Gender differences in performance on mathematical tasks and participation in post 
compulsory mathematics courses have attracted much attention over the past three 
decades. A careful reading of the literature reveals that there is considerable overlap in 
the performance of males and females (see, e.g., Fennema, 1974; Leder, 2001). 
Friedman’s (1995) appraisal: “while gender differences in mathematics are small and 
apparently decreasing over time, they still exist” (p. 22), offers an economical summary 
of the major research findings. However, when achievement is reported in terms of 
(usually low-stake) classroom grades, females are often rated slightly higher than males 
(Kimball, 1989). Gender differences in performance, most often in favour of males, 
continue to be reported when above average performance is considered, for students in 
advanced post compulsory mathematics courses, and on selected mathematical tasks 
assessed through standardised or large scale testings. For example, data from the large 
Third International Mathematics and Science Study [TIMSS], in which 41 countries and 
some 15,000 schools participated, revealed that there were few differences in average 
mathematics achievement by gender in grades 4 and 8 but that there were substantial 
gender differences in mathematics achievement in favour of males in grade 12 (Mullis, 
Martin, Fierros, Goldberg, & Stemler, 2000).
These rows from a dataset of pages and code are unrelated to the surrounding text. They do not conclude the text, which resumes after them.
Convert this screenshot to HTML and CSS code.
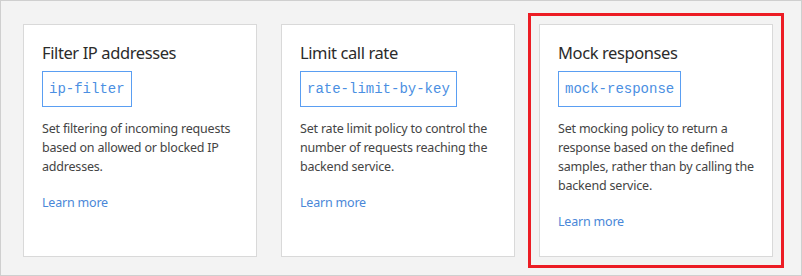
FILE: index.html
```html
<!DOCTYPE html>
<html>
<head>
    <title>Policy cards</title>
    <link rel="stylesheet" href="styles.css">
</head>
<body>
    <div class="frame">
        <div class="card">
            <h3>Filter IP addresses</h3>
            <code class="policy">ip-filter</code>
            <p>Set filtering of incoming requests based on allowed or blocked IP addresses.</p>
            <a href="#">Learn more</a>
        </div>
        <div class="card">
            <h3>Limit call rate</h3>
            <code class="policy">rate-limit-by-key</code>
            <p>Set rate limit policy to control the number of requests reaching the backend service.</p>
            <a href="#">Learn more</a>
        </div>
        <div class="card highlight">
            <h3>Mock responses</h3>
            <code class="policy">mock-response</code>
            <p>Set mocking policy to return a response based on the defined samples, rather than by calling the backend service.</p>
            <a href="#">Learn more</a>
        </div>
    </div>
</body>
</html>
```

FILE: styles.css
```css
body {
    margin: 0;
    font-family: "Noto Sans", "Open Sans", sans-serif;
}

.frame {
    width: 802px;
    height: 276px;
    box-sizing: border-box;
    border: 1px solid #cfcfcf;
    background-color: #f3f3f3;
    display: flex;
    gap: 24px;
    padding: 23px 0 0 22px;
}

.card {
    width: 234px;
    height: 233px;
    box-sizing: border-box;
    background: #fff;
    border: 1px solid #d9d9d9;
    padding: 16px 18px;
    display: flex;
    flex-direction: column;
    align-items: flex-start;
}

.highlight {
    outline: 3px solid #ec1c24;
    outline-offset: 8px;
}

h3 {
    margin: 0;
    font-size: 16.5px;
    font-weight: normal;
    letter-spacing: -0.4px;
    line-height: 24px;
    color: #2b2b2b;
}

.policy {
    margin-top: 6px;
    padding: 0 6px;
    height: 36px;
    line-height: 34px;
    box-sizing: border-box;
    border: 1.5px solid #5a9ef2;
    font-family: "Liberation Mono", monospace;
    font-size: 14px;
    color: #4b8fe2;
}

p {
    margin: 12px 0 0;
    font-size: 12.5px;
    letter-spacing: -0.2px;
    line-height: 19px;
    color: #444;
}

a {
    margin-top: 18px;
    font-size: 12.5px;
    letter-spacing: -0.2px;
    line-height: 18px;
    color: #4a87d8;
    text-decoration: none;
}
```
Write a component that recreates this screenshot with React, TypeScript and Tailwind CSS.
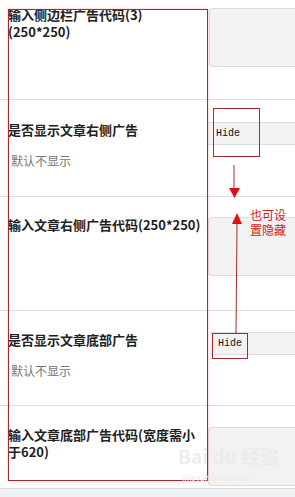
import React from 'react';

const cjk = { fontFamily: '"Noto Sans CJK SC", "Liberation Sans", sans-serif' };
const mono = { fontFamily: '"Liberation Mono", "DejaVu Sans Mono", monospace' };

const Label = ({ children }: any) => (
  <div className="text-[13px] leading-[17px] font-bold text-[#222]" style={cjk}>
    {children}
  </div>
);

const Hint = () => (
  <div className="mt-[15px] pl-[3px] text-[12px] leading-4 text-[#777]" style={cjk}>
    默认不显示
  </div>
);

const TextBox = ({ top }: any) => (
  <div
    className={`${top} h-[59px] rounded-l-sm border border-r-0 border-[#dcdcdc] bg-[#f2f2f2]`}
  />
);

const SelectBar = ({ top }: any) => (
  <div
    className={`${top} flex h-[23px] items-center border-y border-[#dcdcdc] bg-[#f2f2f2] pl-[8px] text-[10px] text-[#111]`}
    style={mono}
  >
    Hide
  </div>
);

const App = () => {
  return (
    <div className="relative h-[497px] w-[295px] overflow-hidden bg-white">
      {/* rows */}
      <div className="flex h-[100px] border-b border-[#dedede]">
        <div className="w-[208px] pl-2 pt-[6px]">
          <Label>输入侧边栏广告代码(3)</Label>
          <Label>(250*250)</Label>
        </div>
        <div className="flex-1 pl-[1px]">
          <TextBox top="mt-[8px]" />
        </div>
      </div>

      <div className="flex h-[97px] border-b border-[#dedede]">
        <div className="w-[208px] pl-2 pt-[21px]">
          <Label>是否显示文章右侧广告</Label>
          <Hint />
        </div>
        <div className="flex-1">
          <SelectBar top="mt-[22px]" />
        </div>
      </div>

      <div className="flex h-[114px] border-b border-[#dedede]">
        <div className="w-[208px] pl-2 pt-[19px]">
          <Label>输入文章右侧广告代码(250*250)</Label>
        </div>
        <div className="flex-1">
          <TextBox top="mt-[20px]" />
        </div>
      </div>

      <div className="flex h-[95px] border-b border-[#dedede]">
        <div className="w-[208px] pl-2 pt-[20px]">
          <Label>是否显示文章底部广告</Label>
          <Hint />
        </div>
        <div className="flex-1 pl-[2px]">
          <SelectBar top="mt-[21px]" />
        </div>
      </div>

      <div className="flex h-[83px] border-b border-[#dcdcdc]">
        <div className="w-[208px] pl-2 pt-[20px]">
          <Label>输入文章底部广告代码(宽度需小</Label>
          <Label>于620)</Label>
        </div>
        <div className="flex-1">
          <TextBox top="mt-[21px]" />
        </div>
      </div>

      <div className="h-[10px] bg-[#eef2f7]" />

      {/* annotations */}
      <div className="absolute left-[8px] top-[9px] h-[472px] w-[200px] border border-[#a52a2a] shadow-[0_0_2px_rgba(255,120,120,0.6)]" />
      <div className="absolute left-[213px] top-[108px] h-[49px] w-[47px] border border-[#a52a2a]" />
      <div className="absolute left-[212px] top-[333px] h-[26px] w-[36px] border border-[#a52a2a]" />

      <svg className="absolute left-0 top-0" width="295" height="497">
        <line x1="234" y1="165" x2="234" y2="190" stroke="#b03030" strokeWidth="1" />
        <polygon points="229,188 240,188 234.5,198" fill="#e01010" />
        <polygon points="237,213 232,224 242,224" fill="#e01010" />
        <line x1="237" y1="224" x2="236" y2="333" stroke="#a52a2a" strokeWidth="1" />
      </svg>

      <div
        className="absolute left-[250px] top-[207px] text-[12px] leading-[15px] text-[#d42020]"
        style={cjk}
      >
        <div>也可设</div>
        <div>置隐藏</div>
      </div>

      {/* watermark */}
      <div
        className="absolute left-[178px] top-[446px] text-[19px] font-bold leading-5 text-[#ececec]"
        style={cjk}
      >
        Bai du 经验
      </div>
      <div
        className="absolute left-[182px] top-[474px] text-[8px] leading-[8px] text-[#ececec]"
        style={cjk}
      >
        jingyan.baidu.com
      </div>
    </div>
  );
};

export default App;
These authors further argued: 

The trends in achievement by gender are so pervasive across countries and the sampling 
procedures employed so rigorous that a clear pattern can be discerned across primary, middle, 
and secondary school. The gender gap in achievement becomes larger as students progress 
through school in most countries (Mullis et al, 2000, p. 5). 

Findings from a recent large scale testing program in the USA (National Assessment of 
Educational Progress [NAEP], 1999) point to a more pervasive performance difference 
on that instrument. Those data revealed a consistently higher performance by males at 
three age levels, 9, 13, and 17, with the difference largest for the oldest age group. 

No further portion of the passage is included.